What the LSC really wants is the equivalent of a salaried legal service but without the responsibilities which that would entail. They want lawyers at their beck and call but do not want to give them employment rights, pensions, holidays and all the other rights to which employed solicitors would be entitled. They should set up a proper salaried legal service. If they did many including my friend would be happy to join. Instead the LSC expects my friend and the others like her to behave as though they are employed, but covering their own overheads, while providing them with net profits which are less than the LSC would actually put into the pay packet of any lawyers they did employ.

So will my friend and her partners find another firm or two with which to merge? If the partners who do not do family work did not want to do this, would her firm have to break up? Will the new firms really be stable and viable bearing in mind the enormous costs involved in complying with the LSC demands? Or will they have bankruptcy petitions issued against them after a couple of years by HMRC like yet another legal aid firm in Bradford has done recently? And if firms in Bradford do merge, will there then be sufficient to provide a pool of firms capable of dealing with the conflicts which arise eg in many multi-party care cases?

My friend was floundering. She did not know what to do. Her instincts told her to tell the LSC to get lost. If everyone in the profession did so, the LSC would have to stop these plans wouldn't it? But she reckons that some firms will already have said they will comply through short-sighted stupidity or in the hope of carving up the market. If she wants to keep doing the work she loves, for the clients who need her, she will have to comply too, won't she? What are you going to do?

2 Comments:

Anonymous Anonymous said...

A speaker on a legal Training course I attended nearly ten years ago said that legal aid would be allowed to die "a death of 1,000 cuts". The government would not risk announcing outright abolition, but would gradually restrict and regulate legal aid to the point that almost no one would qualify for it, and it would scarcely be worth having anyway.

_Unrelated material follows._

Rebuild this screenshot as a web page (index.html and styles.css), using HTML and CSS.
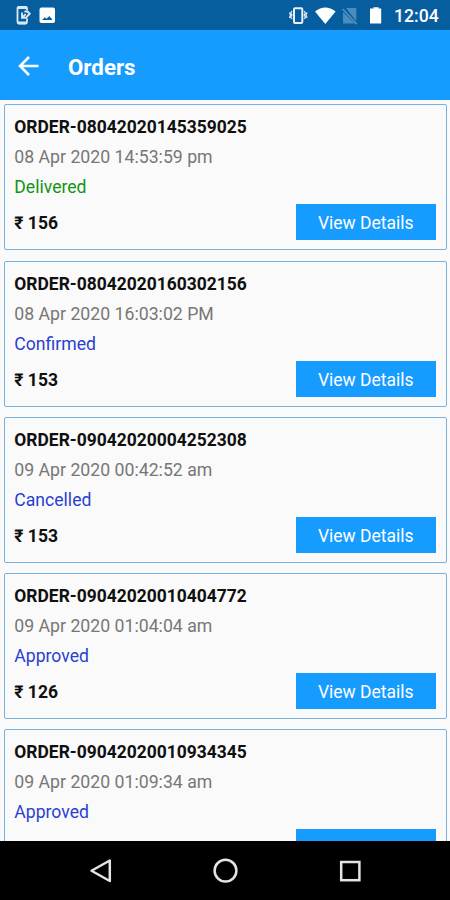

Solicitors who are prepared to carry on doing the work should accept that that is how it is going to be. Otherwise, don't do legal aid. Harsh, but true.

25/5/06 12:51 pm  
Anonymous Anonymous said...

All civil legal aid faces the same problem. Criminal faces other problems. I don't think it has sunk in yet how drastic the plans are. Rates are to be frozen for the next 5 years on top of the 'large firm only' scheme. Plus the CLACS and CLANS as dubious solutions to advice deserts.

It is a real possibility that this is the end for small specialist legal aid firms.